# Newbie looking at Morrow



## legallyillegal (Oct 6, 2008)

that had better be an absolutely bitchin deal


----------



## Guest (Sep 12, 2009)

legallyillegal said:


> that had better be an absolutely bitchin deal


Well, the Morrow board is on sale for $79.99 CDN ... and the Burton bindings are $199 -30% ... so it seems pretty sweet.


----------



## MunkySpunk (Jan 7, 2009)

For a beginner setup, you can work with it. You're going to want a board that isn't a flattened and waxed turd eventually. I know nothing about Converse boots.

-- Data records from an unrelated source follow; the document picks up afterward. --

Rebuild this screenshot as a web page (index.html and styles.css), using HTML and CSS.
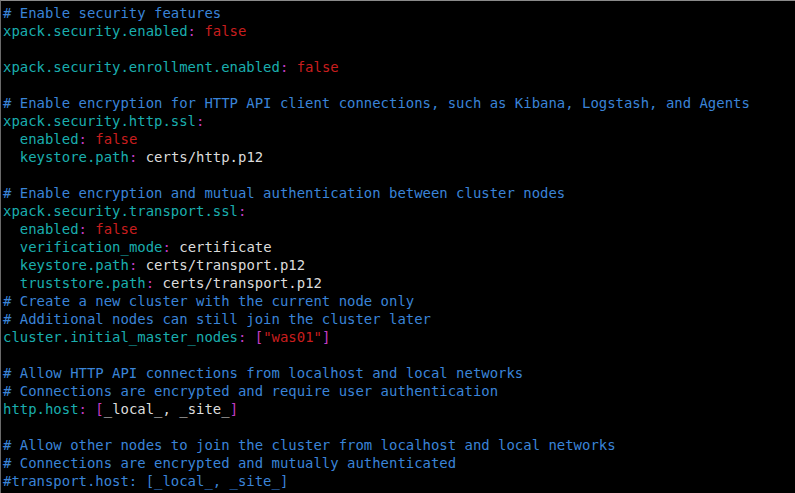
FILE: index.html
```html
<!DOCTYPE html>
<html>
<head>
<meta charset="utf-8">
<link rel="stylesheet" href="styles.css">
</head>
<body>
<pre class="term"><span class="c"># Enable security features</span>
<span class="k">xpack.security.enabled</span><span class="p">:</span> <span class="f">false</span>

<span class="k">xpack.security.enrollment.enabled</span><span class="p">:</span> <span class="f">false</span>

<span class="c"># Enable encryption for HTTP API client connections, such as Kibana, Logstash, and Agents</span>
<span class="k">xpack.security.http.ssl</span><span class="p">:</span>
  <span class="k">enabled</span><span class="p">:</span> <span class="f">false</span>
  <span class="k">keystore.path</span><span class="p">:</span> <span class="v">certs/http.p12</span>

<span class="c"># Enable encryption and mutual authentication between cluster nodes</span>
<span class="k">xpack.security.transport.ssl</span><span class="p">:</span>
  <span class="k">enabled</span><span class="p">:</span> <span class="f">false</span>
  <span class="k">verification_mode</span><span class="p">:</span> <span class="v">certificate</span>
  <span class="k">keystore.path</span><span class="p">:</span> <span class="v">certs/transport.p12</span>
  <span class="k">truststore.path</span><span class="p">:</span> <span class="v">certs/transport.p12</span>
<span class="c"># Create a new cluster with the current node only</span>
<span class="c"># Additional nodes can still join the cluster later</span>
<span class="k">cluster.initial_master_nodes</span><span class="p">:</span> <span class="p">[</span><span class="f">"was01"</span><span class="p">]</span>

<span class="c"># Allow HTTP API connections from localhost and local networks</span>
<span class="c"># Connections are encrypted and require user authentication</span>
<span class="k">http.host</span><span class="p">:</span> <span class="p">[</span><span class="v">_local_, _site_</span><span class="p">]</span>

<span class="c"># Allow other nodes to join the cluster from localhost and local networks</span>
<span class="c"># Connections are encrypted and mutually authenticated</span>
<span class="c">#transport.host: [_local_, _site_]</span></pre>
</body>
</html>
```

FILE: styles.css
```css
html, body {
  margin: 0;
  padding: 0;
  background: #000;
}
body {
  width: 795px;
  height: 493px;
  overflow: hidden;
}
.term {
  margin: 0;
  box-sizing: border-box;
  width: 795px;
  height: 493px;
  background: #000;
  border-top: 1px solid #8a8a8a;
  border-left: 1px solid #6a6a6a;
  padding: 3px 0 0 2px;
  font-family: "DejaVu Sans Mono", monospace;
  font-size: 13.94px;
  line-height: 18px;
  color: #d8d8d8;
  white-space: pre;
}
.c { color: #3a84d8; }
.k { color: #1aaeae; }
.p { color: #c43cc4; }
.f { color: #c81e1e; }
.v { color: #dcdcdc; }
```
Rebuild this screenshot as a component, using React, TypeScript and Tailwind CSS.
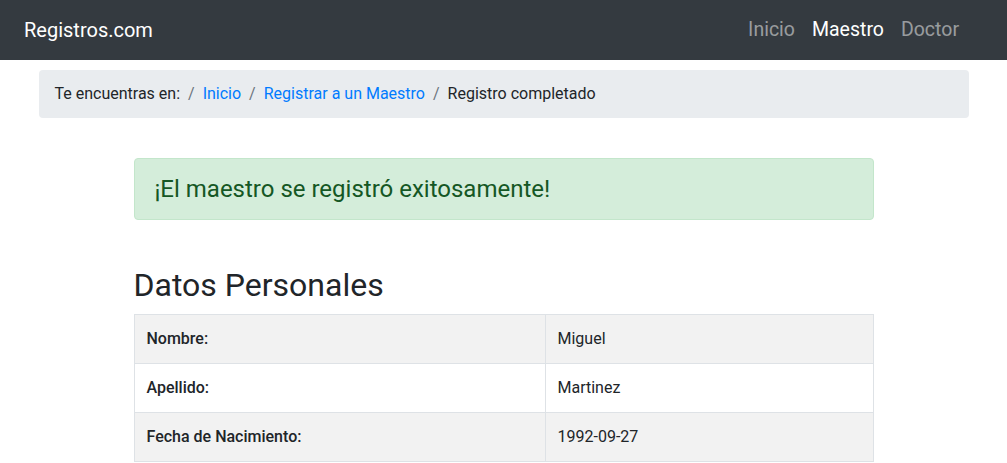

If you don't care about quality, but really don't want to spend a lot of money, you can find MUCH cheaper bindings.


----------



## lilfoot1598 (Mar 7, 2009)

$199 is a lot of money for Burton Stilettos. Stilettos were my first bindings and I hated them. I now have Ride Vxns and they are far better. In fact, there are lots of better bindings out there for comparable prices. Can you order from Sierrasnowboards.com in Canada? If so, there are tons of last years' bindings on sale for 50-70% off.


----------



## arsenic0 (Nov 11, 2008)

Well since nobody asked and its important, what do you weigh?

For 140 for a beginner you need to realistically be at or less than 100 lbs...


----------